10 recommendations for policymakers working on Feminist Political Ecology

Recommendations developed by the WEGO-ITN network.

  • Environmental problems are very complex and concrete. They are related to conflicting interests at local and national level and it leads to a fragmentation of policy making. Therefore, more integration and coordination among different levels of environmental governance is needed, with particular attention to the consultation of local communities and authorities.
  • Free, prior and informed consent of affected populations should always be sought before implementing projects and building new infrastructures that have a strong impact on the environment and the life of communities. 
  • Women are the first to notice when there is damage to the environment, listening to their demands is fundamental and women’s actions of resistance and change in their territories and their creativity in responding to the climate challenge should be valued. 
  • Policy makers should identify political figures working on the environment who work in a gender perspective to build mainstream gendered environmental policy. 
  • Policy makers should collect data and develop researches on heavily contaminated areas and ensure these data are publicly available and disaggregated by gender and age
  • Accountability for environmental crimes with serious consequences for the health of people and the environment is insufficient.

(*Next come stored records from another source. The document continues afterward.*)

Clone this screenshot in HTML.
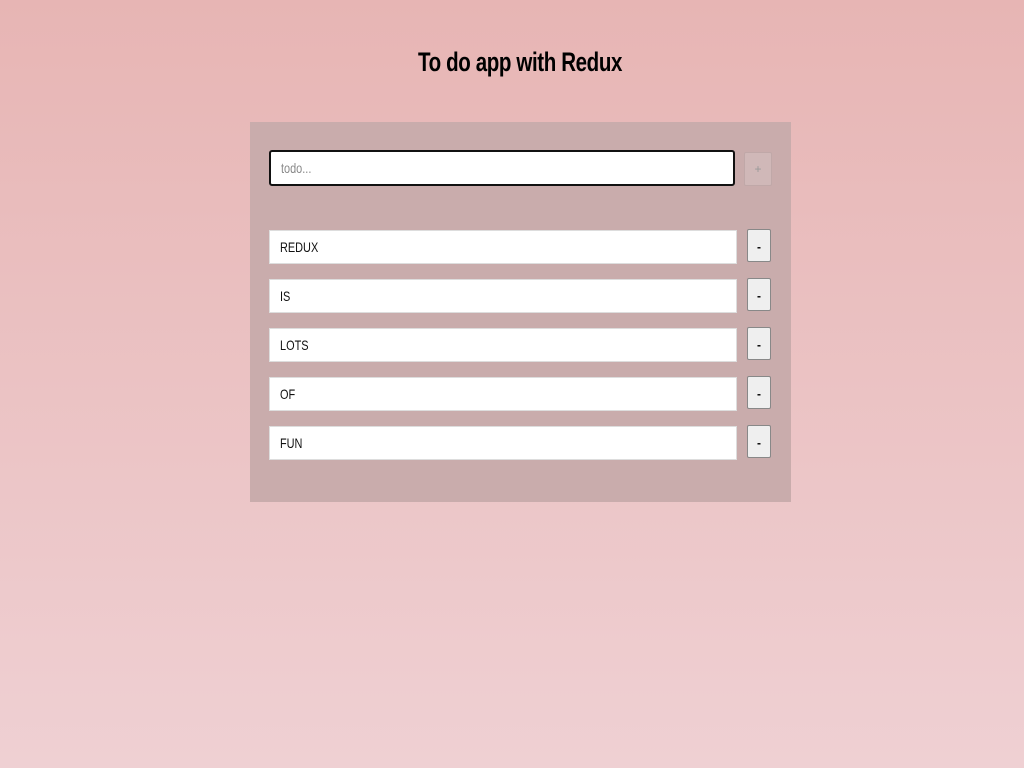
<!DOCTYPE html>
<html><head><style>
html,body{margin:0;height:768px;}
body{background:linear-gradient(#e7b5b4,#efd0d3);font-family:"Liberation Sans",sans-serif;position:relative;overflow:hidden}
h1{position:absolute;top:47px;left:0;width:1040px;text-align:center;margin:0;font-size:27px;font-weight:bold;color:#000;letter-spacing:-0.5px;transform:scaleX(0.76);transform-origin:520px 0}
.panel{position:absolute;left:250px;top:122px;width:541px;height:380px;background:#c9acac}
.in{position:absolute;background:#fff;box-sizing:border-box;font-size:14px;padding-left:10px;display:flex;align-items:center;color:#111}
.in span{display:inline-block;transform:scaleX(0.78);transform-origin:0 50%}
.main{left:19px;top:28px;width:466px;height:36px;border:2px solid #111;border-radius:3px;color:#888}
.plus{position:absolute;left:494px;top:30px;width:28px;height:34px;box-sizing:border-box;background:#d0b8b8;border:1px solid #c0a8a8;border-radius:2px;color:#999;font-size:12px;text-align:center;line-height:32px}
.row{left:19px;width:468px;height:34px;border:1px solid #ddd}
.btn{position:absolute;left:497px;width:24px;height:33px;box-sizing:border-box;background:#efefef;border:1px solid #888;border-radius:2px;text-align:center;line-height:34px;font-size:12px;font-weight:bold}
</style></head><body>
<h1>To do app with Redux</h1>
<div class="panel">
<div class="in main"><span>todo...</span></div>
<div class="plus">+</div>
<div class="in row" style="top:108px"><span>REDUX</span></div><div class="btn" style="top:107px">-</div>
<div class="in row" style="top:157px"><span>IS</span></div><div class="btn" style="top:156px">-</div>
<div class="in row" style="top:206px"><span>LOTS</span></div><div class="btn" style="top:205px">-</div>
<div class="in row" style="top:255px"><span>OF</span></div><div class="btn" style="top:254px">-</div>
<div class="in row" style="top:304px"><span>FUN</span></div><div class="btn" style="top:303px">-</div>
</div>
</body></html>
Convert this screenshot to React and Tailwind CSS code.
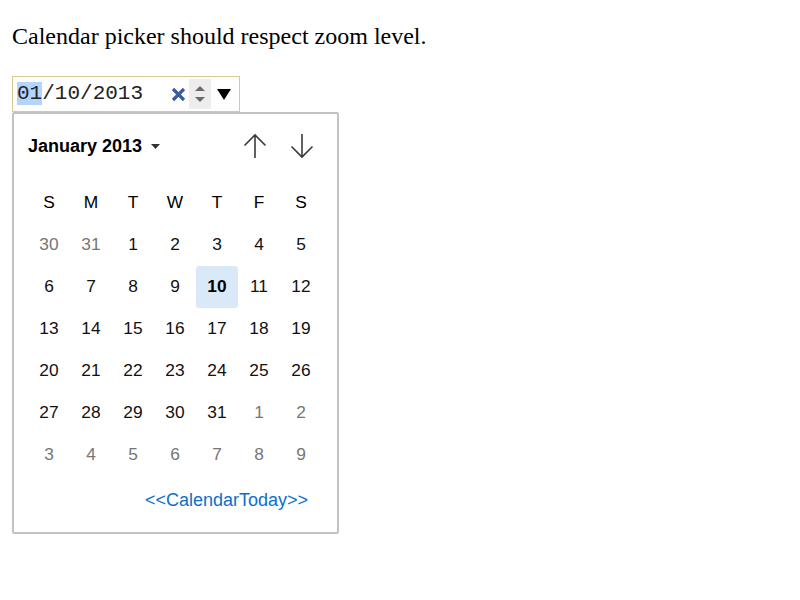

It is necessary to update the legal framework in which economic activities are developed, to better protect the environment. The protection of the environment should be at the centre of policies relating to business and human rights and an effective and continuous monitoring of the work of polluting companies must be carried out.  
  • States should facilitate collaboration among institutions to better protect the environment and people’s health, including women’s sexual and reproductive health,  and ensure that national health policies be designed paying attention to the social and environmental determinants of health and gender.
  • States must stop investing in infrastructure for the exploitation of fossil fuels 
  • Policy makers should promote training courses on environmental issues, especially in the territories most affected by pollution and climate change 
  • States should identify local weaknesses, such as, for example, the strength of organised crime and its ability to deeply damage the environment and the health of people and strengthen their actions to address them.